- **Data rows**
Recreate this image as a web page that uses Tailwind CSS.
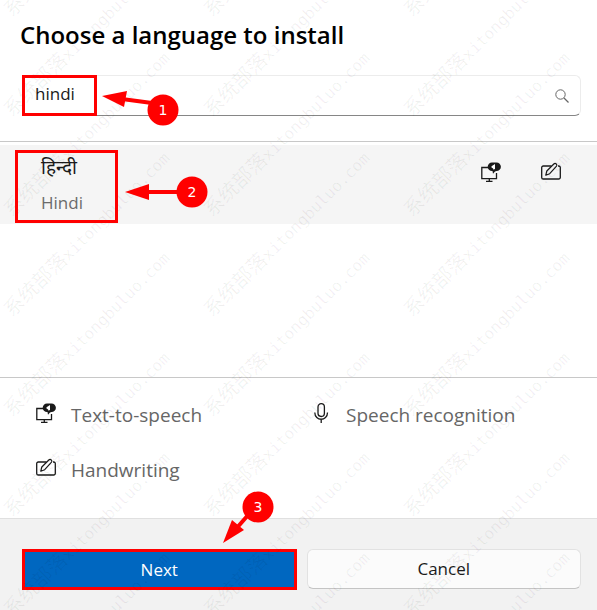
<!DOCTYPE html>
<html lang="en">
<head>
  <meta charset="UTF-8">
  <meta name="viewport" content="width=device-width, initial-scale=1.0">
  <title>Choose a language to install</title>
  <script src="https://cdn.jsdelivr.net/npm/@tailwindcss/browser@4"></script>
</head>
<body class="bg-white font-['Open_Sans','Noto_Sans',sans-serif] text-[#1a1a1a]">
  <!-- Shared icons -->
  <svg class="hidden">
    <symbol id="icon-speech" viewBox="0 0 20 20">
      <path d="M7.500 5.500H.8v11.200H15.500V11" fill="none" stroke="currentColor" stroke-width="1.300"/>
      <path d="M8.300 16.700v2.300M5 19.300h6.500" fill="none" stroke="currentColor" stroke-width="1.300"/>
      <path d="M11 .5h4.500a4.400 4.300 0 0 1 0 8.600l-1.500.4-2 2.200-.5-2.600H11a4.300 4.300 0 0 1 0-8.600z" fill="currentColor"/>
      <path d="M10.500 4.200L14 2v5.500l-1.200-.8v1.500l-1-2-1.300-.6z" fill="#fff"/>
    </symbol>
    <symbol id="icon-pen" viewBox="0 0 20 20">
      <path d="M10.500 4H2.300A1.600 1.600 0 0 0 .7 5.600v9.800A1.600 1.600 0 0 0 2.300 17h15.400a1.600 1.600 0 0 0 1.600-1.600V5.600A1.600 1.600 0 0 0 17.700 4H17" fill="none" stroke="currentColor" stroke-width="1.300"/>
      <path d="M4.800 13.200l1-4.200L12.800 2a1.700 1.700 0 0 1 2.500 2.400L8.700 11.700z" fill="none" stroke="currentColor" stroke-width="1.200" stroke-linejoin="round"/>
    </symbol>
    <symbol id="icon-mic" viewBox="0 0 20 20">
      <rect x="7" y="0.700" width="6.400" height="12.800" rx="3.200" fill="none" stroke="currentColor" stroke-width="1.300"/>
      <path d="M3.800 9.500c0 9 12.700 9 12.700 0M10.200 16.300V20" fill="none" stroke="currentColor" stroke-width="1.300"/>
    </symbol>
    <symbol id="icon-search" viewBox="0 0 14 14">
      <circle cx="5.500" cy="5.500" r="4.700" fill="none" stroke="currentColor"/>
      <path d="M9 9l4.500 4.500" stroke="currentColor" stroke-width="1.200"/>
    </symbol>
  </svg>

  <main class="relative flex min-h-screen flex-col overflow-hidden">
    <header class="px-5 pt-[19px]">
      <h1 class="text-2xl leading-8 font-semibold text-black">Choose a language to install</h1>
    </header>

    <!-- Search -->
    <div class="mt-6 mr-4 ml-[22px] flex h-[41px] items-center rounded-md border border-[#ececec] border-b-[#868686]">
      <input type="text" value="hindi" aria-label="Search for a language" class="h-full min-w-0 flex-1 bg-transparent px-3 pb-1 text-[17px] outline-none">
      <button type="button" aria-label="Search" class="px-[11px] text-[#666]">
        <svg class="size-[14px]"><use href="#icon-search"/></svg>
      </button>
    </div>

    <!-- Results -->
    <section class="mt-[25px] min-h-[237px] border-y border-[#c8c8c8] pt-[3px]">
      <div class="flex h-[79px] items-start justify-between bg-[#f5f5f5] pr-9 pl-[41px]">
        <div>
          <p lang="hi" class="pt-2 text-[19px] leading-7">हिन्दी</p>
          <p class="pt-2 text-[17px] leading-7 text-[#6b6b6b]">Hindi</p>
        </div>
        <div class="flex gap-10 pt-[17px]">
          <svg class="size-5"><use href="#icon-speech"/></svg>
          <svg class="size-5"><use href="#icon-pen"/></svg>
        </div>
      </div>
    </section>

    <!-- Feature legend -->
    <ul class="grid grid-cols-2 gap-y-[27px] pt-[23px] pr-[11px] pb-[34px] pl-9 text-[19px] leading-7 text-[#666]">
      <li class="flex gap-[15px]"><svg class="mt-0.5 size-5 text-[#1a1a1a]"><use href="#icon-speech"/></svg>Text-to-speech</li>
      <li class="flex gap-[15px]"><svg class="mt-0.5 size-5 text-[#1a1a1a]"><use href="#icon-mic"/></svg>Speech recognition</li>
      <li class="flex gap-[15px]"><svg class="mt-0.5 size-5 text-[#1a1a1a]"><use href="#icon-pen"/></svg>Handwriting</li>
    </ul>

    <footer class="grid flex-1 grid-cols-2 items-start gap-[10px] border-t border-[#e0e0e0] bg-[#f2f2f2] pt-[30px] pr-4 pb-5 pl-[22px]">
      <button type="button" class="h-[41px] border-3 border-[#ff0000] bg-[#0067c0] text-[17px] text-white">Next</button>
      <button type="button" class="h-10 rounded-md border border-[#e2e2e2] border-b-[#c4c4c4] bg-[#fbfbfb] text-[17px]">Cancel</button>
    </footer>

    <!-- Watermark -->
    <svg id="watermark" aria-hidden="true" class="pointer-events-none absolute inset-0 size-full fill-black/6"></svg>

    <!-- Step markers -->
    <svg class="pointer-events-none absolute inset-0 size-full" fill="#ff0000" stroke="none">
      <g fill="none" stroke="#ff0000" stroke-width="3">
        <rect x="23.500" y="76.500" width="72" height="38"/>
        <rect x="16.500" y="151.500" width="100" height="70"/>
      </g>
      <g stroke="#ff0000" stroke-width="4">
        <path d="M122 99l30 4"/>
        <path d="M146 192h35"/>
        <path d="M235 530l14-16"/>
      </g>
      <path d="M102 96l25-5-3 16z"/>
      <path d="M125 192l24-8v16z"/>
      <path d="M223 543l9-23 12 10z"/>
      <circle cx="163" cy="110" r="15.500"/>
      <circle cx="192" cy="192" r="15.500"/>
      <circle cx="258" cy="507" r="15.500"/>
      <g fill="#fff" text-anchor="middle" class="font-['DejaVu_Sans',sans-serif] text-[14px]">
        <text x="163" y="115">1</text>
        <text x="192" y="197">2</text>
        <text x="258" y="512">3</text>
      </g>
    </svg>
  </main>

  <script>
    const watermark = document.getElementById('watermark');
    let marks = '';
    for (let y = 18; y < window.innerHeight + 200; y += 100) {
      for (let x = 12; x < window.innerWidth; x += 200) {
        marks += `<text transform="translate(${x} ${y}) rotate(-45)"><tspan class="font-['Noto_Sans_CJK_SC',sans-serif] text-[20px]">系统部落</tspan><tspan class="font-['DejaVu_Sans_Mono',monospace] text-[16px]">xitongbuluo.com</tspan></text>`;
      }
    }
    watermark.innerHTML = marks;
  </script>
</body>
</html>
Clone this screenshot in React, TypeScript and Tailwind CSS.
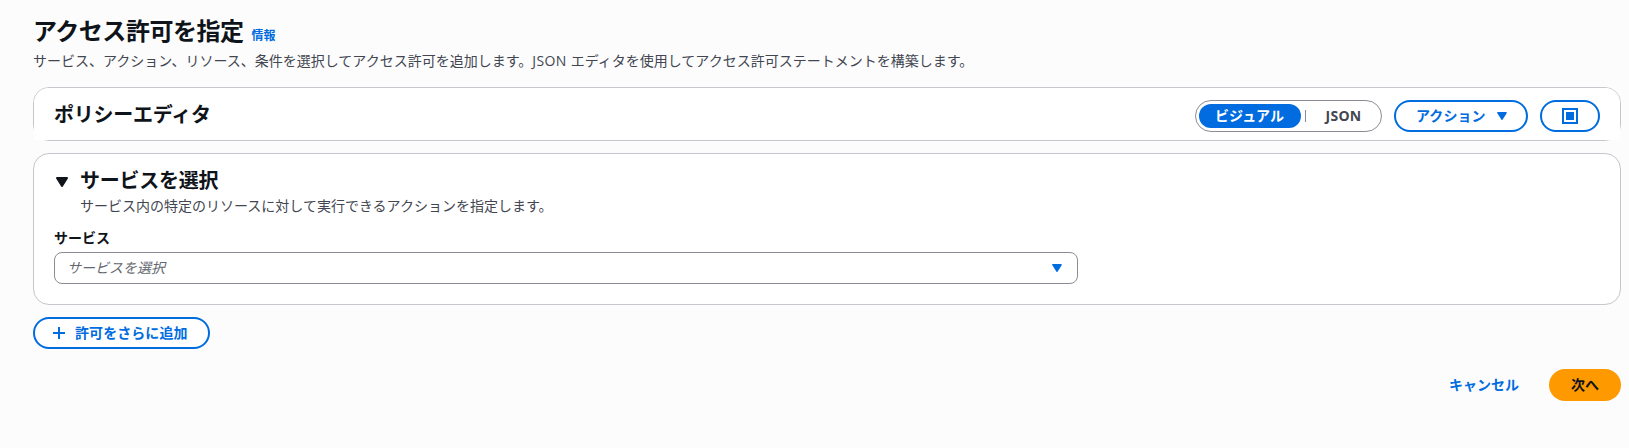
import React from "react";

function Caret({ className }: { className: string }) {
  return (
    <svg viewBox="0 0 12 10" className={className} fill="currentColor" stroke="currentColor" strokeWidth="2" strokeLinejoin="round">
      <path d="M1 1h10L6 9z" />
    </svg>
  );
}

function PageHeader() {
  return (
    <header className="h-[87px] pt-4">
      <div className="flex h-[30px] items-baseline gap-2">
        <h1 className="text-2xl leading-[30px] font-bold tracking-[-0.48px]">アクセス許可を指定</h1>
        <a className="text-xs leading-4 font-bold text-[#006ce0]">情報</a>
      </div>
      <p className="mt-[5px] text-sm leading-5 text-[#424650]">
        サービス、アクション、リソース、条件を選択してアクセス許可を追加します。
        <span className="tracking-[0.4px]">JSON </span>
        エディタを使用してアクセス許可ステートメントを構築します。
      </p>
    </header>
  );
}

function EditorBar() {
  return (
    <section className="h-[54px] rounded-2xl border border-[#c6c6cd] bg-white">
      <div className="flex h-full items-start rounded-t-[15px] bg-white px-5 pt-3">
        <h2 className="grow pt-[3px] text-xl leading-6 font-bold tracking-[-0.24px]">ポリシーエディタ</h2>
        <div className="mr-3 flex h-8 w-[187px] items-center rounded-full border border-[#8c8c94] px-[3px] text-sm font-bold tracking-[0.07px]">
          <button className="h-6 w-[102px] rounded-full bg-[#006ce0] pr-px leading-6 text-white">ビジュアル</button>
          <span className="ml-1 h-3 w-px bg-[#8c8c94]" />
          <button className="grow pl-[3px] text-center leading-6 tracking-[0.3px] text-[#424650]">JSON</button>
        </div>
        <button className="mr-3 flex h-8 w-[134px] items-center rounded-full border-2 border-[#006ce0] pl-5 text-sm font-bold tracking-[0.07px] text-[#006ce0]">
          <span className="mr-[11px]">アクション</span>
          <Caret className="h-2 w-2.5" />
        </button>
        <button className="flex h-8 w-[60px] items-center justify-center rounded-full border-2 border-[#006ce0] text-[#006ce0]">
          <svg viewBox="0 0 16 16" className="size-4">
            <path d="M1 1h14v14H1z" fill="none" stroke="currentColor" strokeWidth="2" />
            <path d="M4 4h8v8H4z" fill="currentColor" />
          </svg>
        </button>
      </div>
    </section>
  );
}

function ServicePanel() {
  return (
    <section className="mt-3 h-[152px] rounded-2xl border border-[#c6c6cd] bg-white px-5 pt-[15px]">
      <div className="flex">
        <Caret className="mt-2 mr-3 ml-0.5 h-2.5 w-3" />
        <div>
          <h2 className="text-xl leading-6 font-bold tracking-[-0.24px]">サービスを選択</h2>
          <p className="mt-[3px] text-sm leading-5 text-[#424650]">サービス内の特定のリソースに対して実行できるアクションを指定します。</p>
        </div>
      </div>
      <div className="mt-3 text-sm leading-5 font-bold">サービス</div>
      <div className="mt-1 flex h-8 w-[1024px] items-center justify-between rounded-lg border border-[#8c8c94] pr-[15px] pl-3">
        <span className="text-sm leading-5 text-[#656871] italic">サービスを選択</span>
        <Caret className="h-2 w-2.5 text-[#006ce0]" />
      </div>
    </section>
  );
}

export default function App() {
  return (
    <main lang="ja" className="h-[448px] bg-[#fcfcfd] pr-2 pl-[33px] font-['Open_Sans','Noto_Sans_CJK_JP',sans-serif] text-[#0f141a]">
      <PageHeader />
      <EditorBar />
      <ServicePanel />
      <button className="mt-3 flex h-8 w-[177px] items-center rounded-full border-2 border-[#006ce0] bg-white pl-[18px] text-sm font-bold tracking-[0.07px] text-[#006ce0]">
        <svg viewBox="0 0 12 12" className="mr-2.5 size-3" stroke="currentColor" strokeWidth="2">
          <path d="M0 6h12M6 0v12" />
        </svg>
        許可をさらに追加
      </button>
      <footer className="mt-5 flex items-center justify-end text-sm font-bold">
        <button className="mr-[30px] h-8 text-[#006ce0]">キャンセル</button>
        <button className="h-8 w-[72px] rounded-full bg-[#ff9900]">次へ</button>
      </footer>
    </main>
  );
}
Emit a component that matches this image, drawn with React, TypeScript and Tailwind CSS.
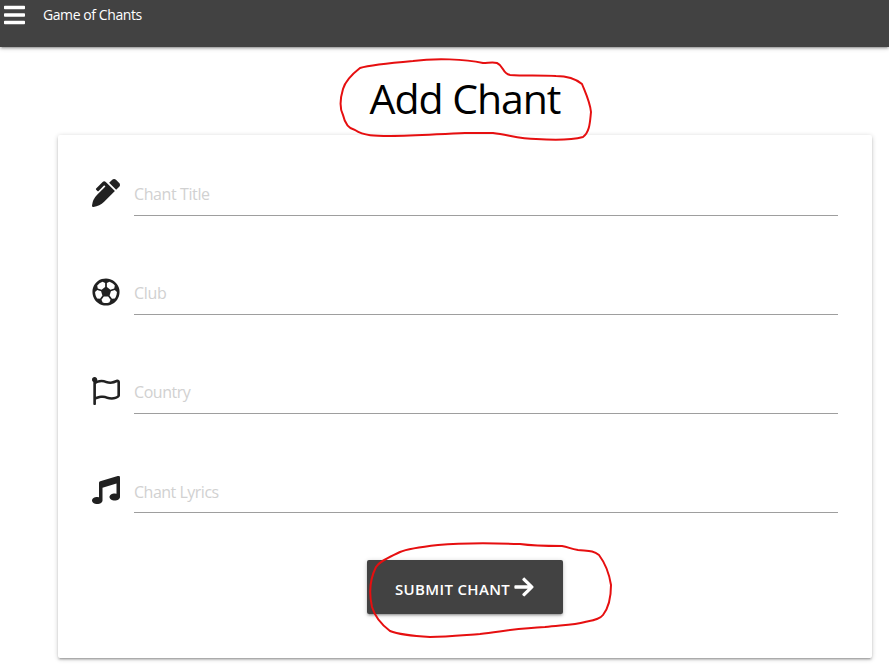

- **Exercise details**
How many lines of the records contain the string "this"? Respond with the number alone.

- **The result**
3